ICICI Bank net up 189% on lower base

Writes-off more than ₹5,000 crore of NPAs in Q4;

May 03, 2017 09:18 pm | Updated 09:19 pm IST - Mumbai

Chanda Kochhar, MD & CEO, ICICI Bank at the ICICI Bank launches two women centric initiatives on international Women's Day. File Photo

Chanda Kochhar, MD & CEO, ICICI Bank at the ICICI Bank launches two women centric initiatives on international Women's Day. File Photo

ICICI Bank - the largest private sector lender of the country - reported 189% growth in its net profit to Rs 2025 crore during the fourth quarter of 2016-17 as compared to Rs 702 crore in the same quarter of the previous year. Net profit however declined on a sequential basis from Rs 2442 crore reported in Q3.

In the fourth quarter of 2015-16, the bank’s net profit plunged to decade low, mainly due to higher provisioning including creation of a contingency reserve to Rs 3600 crore.

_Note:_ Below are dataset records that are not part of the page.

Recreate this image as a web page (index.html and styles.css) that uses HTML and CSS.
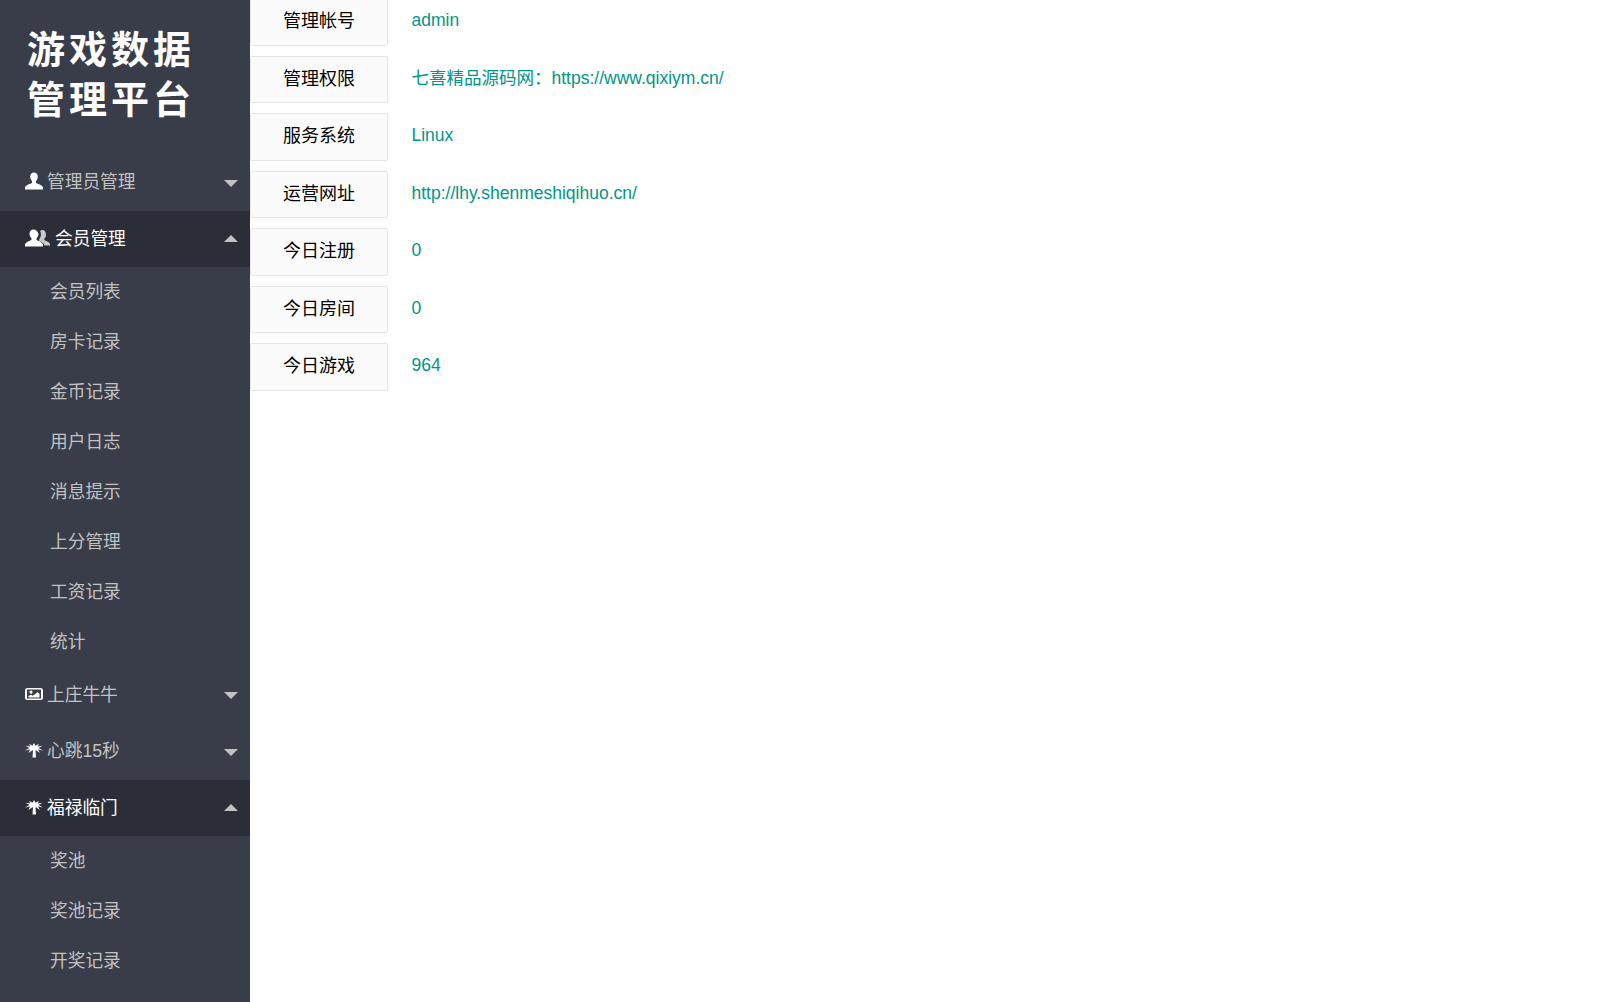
FILE: index.html
```html
<!DOCTYPE html>
<html>
<head>
	<meta charset="utf-8">
	<title>游戏数据管理平台</title>
	<link rel="stylesheet" href="styles.css">
</head>
<body>
<div class="side">
  <div class="logo">游戏数据<br>管理平台</div>
  <div class="nav">
    <a class="item"><svg class="ico" viewBox="0 0 18 18"><path d="M9 .5C6.600 .5 5.200 2.300 5.200 4.600c0 1.700.7 3.300 1.800 4.300v2c-1.500.9-6 1.600-7 4.600v2h18v-2c-1-3-5.500-3.700-7-4.600v-2c1.100-1 1.800-2.600 1.800-4.300C12.800 2.300 11.400 .5 9 .5z"/></svg>管理员管理<i class="down"></i></a>
    <a class="item open"><svg class="ico wide" viewBox="0 0 25 18"><path d="M17.500 1c-1 0-1.800.4-2.400 1.100.5 .9.8 2 .8 3.400 0 1.700-.6 3.300-1.600 4.500v2c1.700 1 4.500 1.700 5.200 4.500H25v-1.500c-.6-2.300-4.500-3.300-5.700-4.100V9.600c.9-.8 1.700-2.100 1.700-3.700C21 3.100 19.700 1 17.500 1z" opacity=".75"/><path d="M8.500 .5C6 .5 4.500 2.400 4.500 4.700c0 1.700.7 3.300 1.900 4.300v2c-1.500.9-5.400 1.800-6.400 4.500v2h18v-2c-1-2.700-4.900-3.600-6.400-4.500V9c1.200-1 1.900-2.600 1.900-4.300C12.500 2.400 11 .5 8.500 .5z"/></svg>会员管理<i class="up"></i></a>
    <div class="sub">
      <a>会员列表</a>
      <a>房卡记录</a>
      <a>金币记录</a>
      <a>用户日志</a>
      <a>消息提示</a>
      <a>上分管理</a>
      <a>工资记录</a>
      <a>统计</a>
    </div>
    <a class="item"><svg class="ico" viewBox="0 0 18 18"><path fill-rule="evenodd" d="M2.500 3h13A2.500 2.500 0 0 1 18 5.500v7a2.500 2.500 0 0 1-2.500 2.500h-13A2.500 2.500 0 0 1 0 12.500v-7A2.500 2.500 0 0 1 2.500 3zM2 4.500v9h14v-9zM6 5.500a1.600 1.600 0 1 1 0 3.200 1.600 1.600 0 0 1 0-3.200zM3.500 12.500v-1.500l2.500-1.300 1.800 1 4.700-3.500 2 1.500v3.800z"/></svg>上庄牛牛<i class="down"></i></a>
    <a class="item"><svg class="ico" viewBox="0 -1 18 16"><use href="#palm"/></svg>心跳15秒<i class="down"></i></a>
    <a class="item open"><svg class="ico" viewBox="0 -1 18 16"><path id="palm" d="M9 0L10.500 2.800 14 .8 12.500 3.500 17.500 2.800 13.500 5 18 7.500 13 6.500 15 10 11 7.200 10.500 7.500 11 14.500H7.500L8 7.500 7.500 7.200 3.500 10 5 6.500 0 7.500 4.500 5 .5 2.800 5.500 3.500 4 .8 7.500 2.800z"/></svg>福禄临门<i class="up"></i></a>
    <div class="sub">
      <a>奖池</a>
      <a>奖池记录</a>
      <a>开奖记录</a>
    </div>
  </div>
</div>
<div class="main">
  <div class="row"><label>管理帐号</label><span>admin</span></div>
  <div class="row"><label>管理权限</label><span>七喜精品源码网：https://www.qixiym.cn/</span></div>
  <div class="row"><label>服务系统</label><span>Linux</span></div>
  <div class="row"><label>运营网址</label><span>http://lhy.shenmeshiqihuo.cn/</span></div>
  <div class="row"><label>今日注册</label><span>0</span></div>
  <div class="row"><label>今日房间</label><span>0</span></div>
  <div class="row"><label>今日游戏</label><span>964</span></div>
</div>
</body>
</html>
```

FILE: styles.css
```css
html,body{margin:0;padding:0;height:100%;overflow:hidden;}
body{
  display:flex;
  background:#fff;
  font-family:"Liberation Sans","Noto Sans CJK SC",sans-serif;
  font-size:17.5px;
}
.side{
  width:250px;
  height:1002px;
  flex:none;
  background:#393d49;
  color:#c2c2c2;
  font-size:17.7px;
}
.logo{
  height:154.67px;
  box-sizing:border-box;
  padding:22px 0 0 27px;
  color:#fff;
  font-family:"Noto Sans CJK SC",sans-serif;
  font-size:38px;
  font-weight:bold;
  letter-spacing:4px;
  line-height:50px;
}
.item{
  display:flex;
  align-items:center;
  height:56.33px;
  box-sizing:border-box;
  padding:0 0 5px 25px;
  position:relative;
}
.item.open{background:#2b2e38;color:#fff;}
.ico{width:18px;height:18px;fill:#fff;margin:2px 4px 0 0;flex:none;}
.ico.wide{width:25px;margin-right:5px;}
.item i{
  position:absolute;
  right:12px;
  top:25px;
  width:0;
  height:0;
  border-left:7px solid transparent;
  border-right:7px solid transparent;
}
.item i.down{border-top:7px solid #c2c2c2;}
.item i.up{border-bottom:7px solid #c2c2c2;top:24px;}
.sub a{
  display:block;
  height:50px;
  line-height:50px;
  padding-left:50px;
}
.main{
  flex:1;
  margin-top:-1.55px;
}
.row{
  display:flex;
  height:47.4px;
  margin-bottom:10.1px;
}
.row label{
  width:138px;
  box-sizing:border-box;
  font-size:18px;
  line-height:44px;
  text-align:center;
  color:#000;
  background:#fbfbfb;
  border:1px solid #e6e6e6;
  border-radius:2px;
}
.row span{
  margin-left:23.5px;
  line-height:44px;
  color:#009688;
}
```
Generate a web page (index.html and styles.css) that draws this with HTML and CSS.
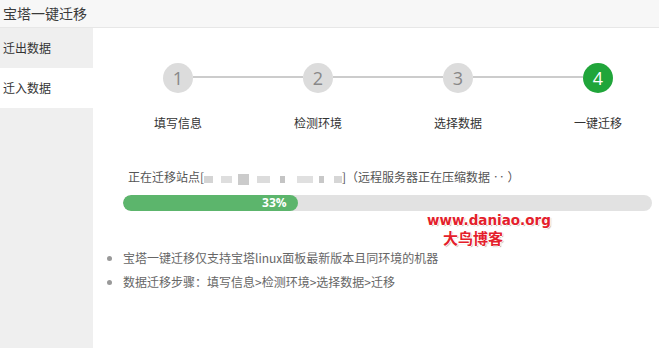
FILE: index.html
```html
<!DOCTYPE html>
<html lang="zh-CN">
<head>
<meta charset="utf-8">
<link rel="stylesheet" href="styles.css">
</head>
<body>
<div class="header">宝塔一键迁移</div>
<div class="main">
  <div class="side">
    <div class="side-item">迁出数据</div>
    <div class="side-item active">迁入数据</div>
  </div>
  <div class="content">
    <div class="steps">
      <div class="circle">1</div><div class="line"></div>
      <div class="circle">2</div><div class="line"></div>
      <div class="circle">3</div><div class="line"></div>
      <div class="circle done">4</div>
    </div>
    <div class="labels">
      <div class="label">填写信息</div>
      <div class="label">检测环境</div>
      <div class="label">选择数据</div>
      <div class="label">一键迁移</div>
    </div>
    <div class="status">正在迁移站点[<span class="blur"><i class="b1"></i><i class="b2"></i><i class="b3"></i><i class="b4"></i><i class="b5"></i><i class="b6"></i><i class="b7"></i><i class="b8"></i></span>]（远程服务器正在压缩数据 ‥ ）</div>
    <div class="bar"><div class="fill" style="width:33%">33%</div></div>
    <ul class="tips">
      <li>宝塔一键迁移仅支持宝塔linux面板最新版本且同环境的机器</li>
      <li>数据迁移步骤：填写信息&gt;检测环境&gt;选择数据&gt;迁移</li>
    </ul>
    <div class="mark">
      <div class="mark-url">www.daniao.org</div>
      <div class="mark-name">大鸟博客</div>
    </div>
  </div>
</div>
</body>
</html>
```
FILE: styles.css
```css
html, body {
  margin: 0;
  padding: 0;
  height: 100%;
  overflow: hidden;
}
body {
  font-family: "Noto Sans CJK SC", "Noto Sans", sans-serif;
  color: #333;
  background: #fff;
  display: flex;
  flex-direction: column;
}
.header {
  height: 27px;
  line-height: 27px;
  border-bottom: 1px solid #e7e7e7;
  background: #f7f7f7;
  padding-left: 3px;
  font-size: 14px;
  color: #3a3a3a;
}
.main {
  flex: 1;
  display: flex;
}
.side {
  width: 93px;
  background: #efefef;
  flex-shrink: 0;
}
.side-item {
  height: 40px;
  line-height: 40px;
  padding-left: 3px;
  font-size: 12px;
  color: #333;
}
.side-item.active {
  background: #fff;
}
.content {
  flex: 1;
  position: relative;
}
.steps {
  display: flex;
  align-items: center;
  margin-top: 35px;
  padding-left: 70px;
}
.circle {
  width: 30px;
  height: 30px;
  border-radius: 50%;
  background: #dcdcdc;
  color: #888;
  font-family: "Open Sans", "Noto Sans", sans-serif;
  font-size: 18px;
  line-height: 30px;
  text-align: center;
  flex-shrink: 0;
}
.circle.done {
  background: #20a53a;
  color: #fff;
}
.line {
  width: 110px;
  height: 2px;
  background: #cccccc;
  margin-top: -2px;
}
.labels {
  display: flex;
  margin-top: 20px;
  padding-left: 15px;
}
.label {
  width: 140px;
  flex-shrink: 0;
  text-align: center;
  font-size: 12px;
  line-height: 20px;
  color: #333;
}
.status {
  margin-top: 34px;
  padding-left: 35px;
  font-size: 12px;
  line-height: 20px;
  color: #555;
  white-space: nowrap;
}
.blur {
  display: inline-flex;
  align-items: center;
  width: 138px;
  height: 12px;
  vertical-align: -1px;
}
.blur i {
  display: block;
  height: 7px;
  background: #d4d4d4;
}
.blur .b1 { width: 10px; margin-right: 8px; }
.blur .b2 { width: 14px; margin-right: 6px; background: #dedede; }
.blur .b3 { width: 12px; height: 11px; margin-right: 8px; background: #cbcbcb; }
.blur .b4 { width: 16px; margin-right: 10px; background: #dcdcdc; }
.blur .b5 { width: 6px; margin-right: 12px; background: #c4c4c4; }
.blur .b6 { width: 18px; margin-right: 6px; background: #e0e0e0; }
.blur .b7 { width: 6px; margin-right: 10px; background: #c8c8c8; }
.blur .b8 { width: 10px; background: #d6d6d6; }
.bar {
  margin-top: 8px;
  margin-left: 30px;
  width: 529px;
  height: 16px;
  border-radius: 8px;
  background: #e2e2e2;
  overflow: hidden;
}
.fill {
  height: 16px;
  border-radius: 8px;
  background: #5cb56c;
  color: #fff;
  font-family: "Open Sans", "Noto Sans", sans-serif;
  font-weight: 700;
  font-size: 12px;
  line-height: 16px;
  text-align: right;
  padding-right: 11px;
  box-sizing: border-box;
}
.tips {
  margin: 35px 0 0 0;
  padding-left: 30px;
  font-size: 12px;
  line-height: 24px;
  color: #666;
}
.tips li::marker {
  color: #999;
}
.mark {
  position: absolute;
  left: 334px;
  top: 183px;
  color: #e4202b;
  font-weight: 700;
  text-shadow: 1px 0 0 #fff, -1px 0 0 #fff, 0 1px 0 #fff, 0 -1px 0 #fff, 1px 1px 1px #999;
}
.mark-url {
  font-family: "DejaVu Sans", sans-serif;
  font-size: 13.5px;
  line-height: 18px;
}
.mark-name {
  font-family: "Noto Sans CJK SC", sans-serif;
  font-size: 15px;
  line-height: 18px;
  padding-left: 16px;
}
```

However, by the end of the Q4 of FY17, the bank has exhausted its entire contingency reserves for provision of bad loan. In Q4, bad loan additions were over Rs 11,000 crore for which the bank has to make a provision of Rs 2898 crore as compared to Rs 3326 crore. ICICI Bank wrote-off a whopping Rs 5386 crore of bad loans in Q4 as compared to Rs 148 crore during the same period of last year.

The spike in NPA is mainly due to one account in the cement sector of Rs 5378 crore, Chanda Kocchar, managing director and chief executive officer of the bank said.

“Additions to NPA was gradually declining, however, it stayed elevated during the quarter due to the cement account,” Ms Kochhar said who expects addition to NPA will be lower in the current financial year as compared to the previous one.

“While the transaction has received most of the requisite approvals, including the approval of the National Company Law Tribunal, it is awaiting certain last mile approvals due to which the transaction could not be concluded by March 31, 2017,” the bank said. It expects part of the loan to be upgraded on conclusion of the transaction.

The gross NPA ratio of the bank was at 7.89% as compared to 7.2% a year ago while provision coverage ratio declined to 53.5% from 61% a year ago.

The ‘drill down’ list of the banks - which is essentially loans which identified as below investment grade - declined to Rs 19000 crore as on end March, from Rs 44,000 crore at the beginning of FY17. “About Rs 20,000 crore of the list has turned into NPA,” she said.

The bank announced to issue of one bonus share for every 10 shares and dividend of Rs2.50 per share.

The bank reported increase in net interest income of 10% to Rs 5,962

crore while non-interest income was Rs 3,017 crore as compared to Rs 2,978 crore. The net interest margin of the bank was 3.57% in Q4 as compared to 3.37% in the year ago period.

Retail loans continue to drive its business which grew by 19% while overall loan growth was 14%. The bank’s retail portfolio now constitutes 52% of the total loan portfolio. The bank expects 15-16% credit growth in the current financial year, in which consumer loans are expected to grow by 18-20%.